La BCE savonne la planche

La BCE et la troïka veulent à tout prix faire plier la Grèce.

Jean-Marie Harribey  • 26 mars 2015 abonné·es

La Banque centrale européenne  (BCE) a commencé à mettre en œuvre son programme de rachat de titres publics et privés sur le marché secondaire des obligations. Il s’étalera de mars 2015 à septembre 2016, à hauteur de 1 140 milliards d’euros, et plus si nécessaire, a déclaré Mario Draghi. Les commentaires les plus entendus de ce dispositif le qualifient de « planche à billets ». Or, la création de monnaie ne fonctionne pas ainsi. Lorsque la banque centrale rachète des titres aux banques ordinaires, elle crédite le compte qu’elles ont auprès d’elle. Elles n’ont alors aucun billet de plus. Mais, plus important, la nouvelle monnaie de type scriptural, portée au crédit de ces banques et au passif du bilan de la banque centrale, ne circule pas ipso facto dans l’économie. Il s’agit d’une potentialité de refinancement des banques. De la monnaie supplémentaire circulera dans l’économie lorsqu’une demande de crédit venant des entreprises, des ménages, voire des collectivités publiques, s’adressera aux banques.

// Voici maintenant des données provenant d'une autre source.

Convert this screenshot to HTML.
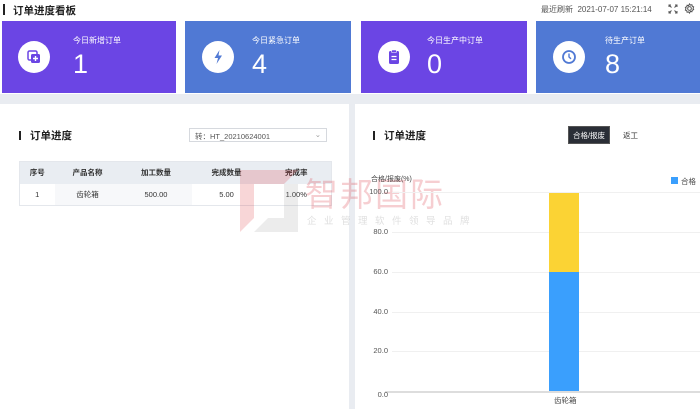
<!DOCTYPE html>
<html><head><meta charset="utf-8"><style>
*{margin:0;padding:0;box-sizing:border-box}
body{width:700px;height:409px;overflow:hidden;background:#e9ecf1;font-family:"Liberation Sans","Noto Sans CJK SC",sans-serif;position:relative;color:#333}
.abs{position:absolute}
.top{left:0;top:0;width:700px;height:94px;background:#fff}
.card{top:21px;height:72px;color:#fff}
.ic{left:16px;top:20px;width:32px;height:32px;border-radius:50%;background:#fff}
.lbl{font-size:8px;top:14px}
.num{font-size:27px;top:28px;font-weight:300}
.panel{background:#fff}
.t{font-size:10.5px;font-weight:bold;color:#222}
table{border-collapse:collapse;font-size:7.5px;color:#333}
td,th{height:22px;text-align:center;font-weight:normal}
th{background:#e9edf2;font-weight:bold}
.y{font-size:7.5px;color:#555;left:20px;width:28px;text-align:right}
.g{left:40px;right:0;height:1px;background:#f0f0f0}
</style></head><body>
<div class="abs top"></div>
<div class="abs" style="left:3px;top:4px;width:1.5px;height:11px;background:#222"></div>
<div class="abs t" style="left:13px;top:3px;font-size:10.5px">订单进度看板</div>
<div class="abs" style="left:541px;top:4px;font-size:8px;color:#555">最近刷新&nbsp;&nbsp;2021-07-07 15:21:14</div>
<svg class="abs" style="left:668px;top:4px" width="10" height="10" viewBox="0 0 10 10" fill="none" stroke="#555" stroke-width="1"><path d="M1 3V1h2M7 1h2v2M9 7v2H7M3 9H1V7M1 1l2.5 2.5M9 1L6.5 3.5M9 9L6.5 6.5M1 9l2.5-2.5"/></svg>
<svg class="abs" style="left:684px;top:3px" width="11" height="11" viewBox="0 0 12 12" fill="none" stroke="#555" stroke-width="1.1"><circle cx="6" cy="6" r="2"/><path d="M6 1l1 1.3 1.6-.4.4 1.6 1.5.7-.6 1.5.6 1.5-1.5.7-.4 1.6-1.6-.4L6 11 5 9.7l-1.6.4L3 8.5 1.5 7.8 2.1 6.3 1.5 4.8 3 4.1l.4-1.6 1.6.4z"/></svg>

<div class="abs card" style="left:2px;width:174px;background:#6b45e4">
 <div class="abs ic"><svg width="32" height="32" viewBox="0 0 32 32"><rect x="10" y="10" width="9" height="9" rx="1.5" fill="none" stroke="#6b45e4" stroke-width="1.5"/><rect x="13" y="13" width="9" height="9" rx="1.5" fill="#6b45e4"/><path d="M17.5 15v5M15 17.5h5" stroke="#fff" stroke-width="1.4"/></svg></div>
 <div class="abs lbl" style="left:71px">今日新增订单</div><div class="abs num" style="left:71px">1</div></div>
<div class="abs card" style="left:185px;width:166px;background:#5079d4">
 <div class="abs ic" style="left:17px"><svg width="32" height="32" viewBox="0 0 32 32"><path d="M17.5 9l-5 8h3.5l-1.5 6 5.5-8.5H16.5z" fill="#5079d4"/></svg></div>
 <div class="abs lbl" style="left:67px">今日紧急订单</div><div class="abs num" style="left:67px">4</div></div>
<div class="abs card" style="left:361px;width:166px;background:#6b45e4">
 <div class="abs ic" style="left:17px"><svg width="32" height="32" viewBox="0 0 32 32"><rect x="11" y="10" width="10" height="13" rx="1.5" fill="#6b45e4"/><rect x="13.5" y="9" width="5" height="2.5" rx="1" fill="#6b45e4" stroke="#fff" stroke-width=".6"/><path d="M13.5 15.5h5M13.5 18.5h5" stroke="#fff" stroke-width="1.2"/></svg></div>
 <div class="abs lbl" style="left:66px">今日生产中订单</div><div class="abs num" style="left:66px">0</div></div>
<div class="abs card" style="left:536px;width:164px;background:#5079d4">
 <div class="abs ic" style="left:17px"><svg width="32" height="32" viewBox="0 0 32 32"><circle cx="16" cy="16" r="6" fill="none" stroke="#5079d4" stroke-width="1.8"/><path d="M16 12.5V16l2 1.8" fill="none" stroke="#5079d4" stroke-width="1.4"/></svg></div>
 <div class="abs lbl" style="left:69px">待生产订单</div><div class="abs num" style="left:69px">8</div></div>

<div class="abs panel" style="left:0;top:104px;width:349px;height:305px"></div>
<div class="abs panel" style="left:355px;top:104px;width:345px;height:305px"></div>

<div class="abs" style="left:19px;top:131px;width:1.5px;height:9px;background:#222"></div>
<div class="abs t" style="left:30px;top:128px">订单进度</div>
<div class="abs" style="left:189px;top:128px;width:138px;height:14px;border:1px solid #d6d9de;font-size:7.5px;color:#555;padding:2px 5px">转：HT_20210624001<span style="position:absolute;right:5px;top:1px;color:#999">⌄</span></div>
<table class="abs" style="left:19px;top:161px;width:313px;border:1px solid #e4e7ec">
<tr><th style="width:35px">序号</th><th style="width:66px">产品名称</th><th style="width:71px">加工数量</th><th style="width:70px">完成数量</th><th>完成率</th></tr>
<tr><td>1</td><td style="background:#f7f8fa">齿轮箱</td><td style="background:#f7f8fa">500.00</td><td>5.00</td><td>1.00%</td></tr>
</table>

<svg class="abs" style="left:240px;top:170px;opacity:.18" width="60" height="62" viewBox="0 0 60 62"><path d="M0 0h58L44 14H14v34L0 62z" fill="#d9222a"/><path d="M58 14v48H14l14-14h16V14z" fill="#999"/></svg>
<div class="abs" style="left:305px;top:168px;font-size:33px;color:rgba(220,60,70,.25);letter-spacing:2px">智邦国际</div>
<div class="abs" style="left:307px;top:213px;font-size:9.5px;color:rgba(150,150,150,.3);letter-spacing:7.5px">企业管理软件领导品牌</div>

<div class="abs" style="left:373px;top:131px;width:1.5px;height:9px;background:#222"></div>
<div class="abs t" style="left:384px;top:128px">订单进度</div>
<div class="abs" style="left:568px;top:126px;width:42px;height:18px;background:#2a2e36;color:#fff;font-size:7.5px;text-align:center;line-height:18px;border:1px solid #555">合格/报废</div>
<div class="abs" style="left:623px;top:130px;font-size:7.5px;color:#333">返工</div>
<div class="abs" style="left:371px;top:174px;font-size:7px;color:#444">合格/报废(%)</div>
<div class="abs" style="left:671px;top:177px;width:7px;height:7px;background:#3a9ffd"></div>
<div class="abs" style="left:681px;top:176px;font-size:7.5px;color:#444">合格</div>
<div class="abs g" style="left:392px;top:192px"></div>
<div class="abs g" style="left:392px;top:232px"></div>
<div class="abs g" style="left:392px;top:272px"></div>
<div class="abs g" style="left:392px;top:312px"></div>
<div class="abs g" style="left:392px;top:351px"></div>
<div class="abs" style="left:385px;top:391px;width:315px;height:1.5px;background:#ddd"></div>
<div class="abs y" style="left:360px;top:187px">100.0</div>
<div class="abs y" style="left:360px;top:227px">80.0</div>
<div class="abs y" style="left:360px;top:267px">60.0</div>
<div class="abs y" style="left:360px;top:307px">40.0</div>
<div class="abs y" style="left:360px;top:346px">20.0</div>
<div class="abs y" style="left:360px;top:390px">0.0</div>
<div class="abs" style="left:549px;top:193px;width:30px;height:79px;background:#fbd334"></div>
<div class="abs" style="left:549px;top:272px;width:30px;height:119px;background:#3a9ffd"></div>
<div class="abs" style="left:554px;top:395px;font-size:7.5px;color:#444">齿轮箱</div>
</body></html>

Si ces dernières satisfont cette demande, elles devront être refinancées par la banque centrale, en particulier pour pouvoir compenser entre elles leurs engagements réciproques (compensation obligatoirement effectuée en monnaie de la banque centrale), et pour faire face au besoin – minime mais réel – de billets de la population.

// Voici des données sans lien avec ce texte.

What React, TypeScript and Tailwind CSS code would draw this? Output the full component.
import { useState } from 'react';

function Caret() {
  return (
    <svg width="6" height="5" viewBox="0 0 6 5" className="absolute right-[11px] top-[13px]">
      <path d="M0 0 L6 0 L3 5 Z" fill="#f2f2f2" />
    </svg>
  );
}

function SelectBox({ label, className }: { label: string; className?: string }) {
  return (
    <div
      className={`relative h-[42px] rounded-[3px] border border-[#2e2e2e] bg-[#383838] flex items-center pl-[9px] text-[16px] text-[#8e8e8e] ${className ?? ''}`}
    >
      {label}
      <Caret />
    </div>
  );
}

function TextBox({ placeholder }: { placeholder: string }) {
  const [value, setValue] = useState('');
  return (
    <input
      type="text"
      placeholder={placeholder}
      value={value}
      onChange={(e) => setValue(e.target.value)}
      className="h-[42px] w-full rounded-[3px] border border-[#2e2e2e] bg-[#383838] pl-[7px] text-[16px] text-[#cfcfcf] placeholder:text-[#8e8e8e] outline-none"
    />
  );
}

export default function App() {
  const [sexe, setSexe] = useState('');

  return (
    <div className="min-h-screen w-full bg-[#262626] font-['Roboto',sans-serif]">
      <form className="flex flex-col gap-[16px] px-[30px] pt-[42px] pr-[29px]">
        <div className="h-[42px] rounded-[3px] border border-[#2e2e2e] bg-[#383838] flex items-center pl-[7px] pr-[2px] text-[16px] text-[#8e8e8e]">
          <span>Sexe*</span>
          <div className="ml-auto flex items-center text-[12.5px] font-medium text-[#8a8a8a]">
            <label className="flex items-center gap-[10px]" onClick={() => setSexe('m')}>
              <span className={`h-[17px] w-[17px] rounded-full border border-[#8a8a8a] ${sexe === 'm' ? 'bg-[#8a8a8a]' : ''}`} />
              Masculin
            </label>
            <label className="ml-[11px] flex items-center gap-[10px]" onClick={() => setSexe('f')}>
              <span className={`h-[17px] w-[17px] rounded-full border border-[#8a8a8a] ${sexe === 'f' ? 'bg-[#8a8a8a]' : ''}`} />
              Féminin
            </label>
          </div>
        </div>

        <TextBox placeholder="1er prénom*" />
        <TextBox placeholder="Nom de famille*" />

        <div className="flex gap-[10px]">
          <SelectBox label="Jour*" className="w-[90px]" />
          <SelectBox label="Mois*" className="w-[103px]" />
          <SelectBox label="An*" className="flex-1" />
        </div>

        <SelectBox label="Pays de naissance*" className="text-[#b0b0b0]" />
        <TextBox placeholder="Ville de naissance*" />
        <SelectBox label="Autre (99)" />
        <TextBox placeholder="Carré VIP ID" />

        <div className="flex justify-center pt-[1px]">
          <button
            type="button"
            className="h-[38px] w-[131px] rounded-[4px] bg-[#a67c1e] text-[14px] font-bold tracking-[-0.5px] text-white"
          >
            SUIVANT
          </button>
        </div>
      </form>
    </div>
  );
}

Or, les doutes que nous pouvions avoir au moment de l’annonce du programme de la BCE se concrétisent [^2]. Le premier porte sur l’attitude des banques. Dans une situation économique dépressive, les entreprises demandant peu de crédit, les banques seront tentées soit de se désendetter elles-mêmes, soit d’acheter d’autres actifs financiers, comme les actions. Déjà, les Bourses frémissent, parce que le taux d’intérêt, qui baisse par la politique d’assouplissement monétaire de la BCE, fait monter mécaniquement le prix des titres.

Le deuxième doute provient du fait que la BCE ne se résout pas à enfreindre jusqu’au bout les traités européens : elle n’achètera pas de bons du Trésor lors de leur émission (marché dit primaire). La BCE maintient donc une attitude contraire à celle qu’ont adoptée la Réserve fédérale américaine et la Banque d’Angleterre. L’une et l’autre peuvent, si nécessaire, être un véritable « prêteur en dernier ressort » pour l’État, et injecter directement de la nouvelle monnaie dans l’économie, ce que ne fait pas la BCE.

Le troisième doute est sûrement le plus important. La BCE et les autres institutions de la troïka ne démordent pas de leur objectif de faire plier la Grèce, en maintenant leurs exigences de réformes structurelles mortelles et en refusant que le plan d’aide sociale du gouvernement soit mis en œuvre, pas plus que la dette publique soit renégociée. En pratiquant un chantage à la suppression des liquidités à la Grèce, pendant qu’elle prête à long terme 97,8 Mds à 0,05 % à 143 banques européennes, la BCE savonne la planche de la reprise de l’activité dans ce pays, mais aussi ailleurs. Pire, elle savonne la planche de la démocratie. Face aux oukases de la troïka, dans l’urgence, le salut de la Grèce est de refuser de payer : faire défaut, puis bloquer le mouvement des capitaux et reprendre la maîtrise de sa banque centrale. 

[^2]: Voir ma précédente chronique dans Politis du 29 janvier.